Judy Chicago

In 1970, Chicago decided to teach full-time at Fresno State College, hoping to teach women the skills needed to express the female perspective in their work.[15] At Fresno, she planned a class that would consist only of women, and she would teach the fifteen students off campus to escape "the presence and hence, the expectations of men."[16] It was at this time when Chicago would coin the term "feminist art"[17] and the class would be the first feminist art program in the United States.[13] Chicago is considered on of the "first-generation feminist artists," a group that also includes Mary Beth Edelson, Carolee Schneeman, and Rachel Rosenthal. They were part of the Feminist art movement in Europe and the United States in the early 1970s to develop feminist writing and art.[18]

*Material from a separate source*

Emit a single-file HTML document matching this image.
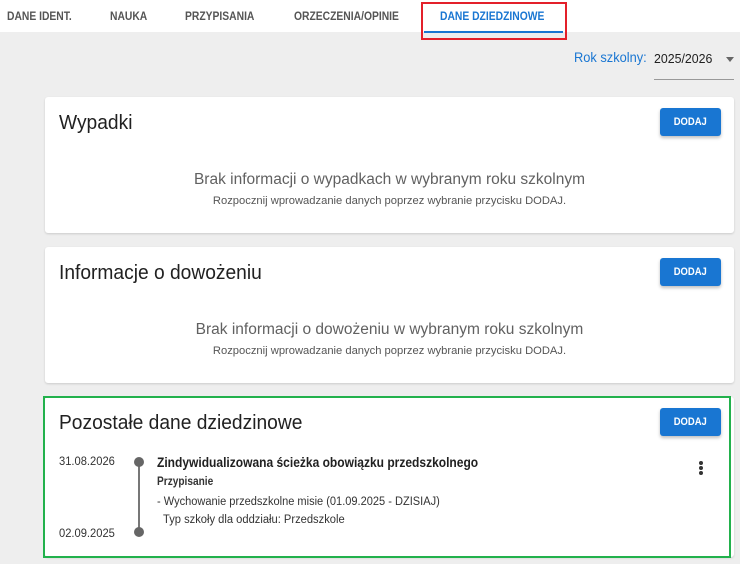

Chicago went on to become a teacher at the California Institute for the Arts, and was a leader for the Feminist Art Program. In 1972, the program created Womanhouse, alongside Miriam Schapiro, which was the first art exhibition space to display a female point of view in art.[13] Chicago co-founded the Woman's Building in 1973.[19] This housed the Feminist Studio Workshop which allowed women to explore their artistic abilities and the meaning of being a woman through art.[11] During this period, Chicago began creating spray-painted canvas, primarily abstract, with geometric forms on them. These works evolved, using the same medium, to become more centered around the meaning of the "feminine". Chicago would find heavy influence in the writing of Gerda Lerner. In Lerner's writings, Chicago became aware of Lerner's teachings that women who continued to be unaware and ignorant of women's history, would continue to struggle independently and collectively.[13]

In 1975, Chicago's first book, Through the Flower, was published; it "chronicled her struggles to find her own identity as a woman artist."[9]

Chicago decided to take Lerner's lesson to heart, and took action to teach women about their history. This action would become Chicago's masterpiece work, The Dinner Party, now in the collection of the Brooklyn Museum.[20] It took her five years and cost about $250,000 to complete.[6] First, Chicago conceived the project in her Santa Monica studio: a large triangle, which measures 48-feet by 43-feet by 36-feet, consisting of 39 place settings.[13] Each place setting commemorates a historical or mythical female figure, such as artists, goddesses, activists and martyrs. The project came into fruition with the assistance of over 400 people, mainly women, who volunteered to assist in needlework, creating sculptures and other aspects of the process.[21]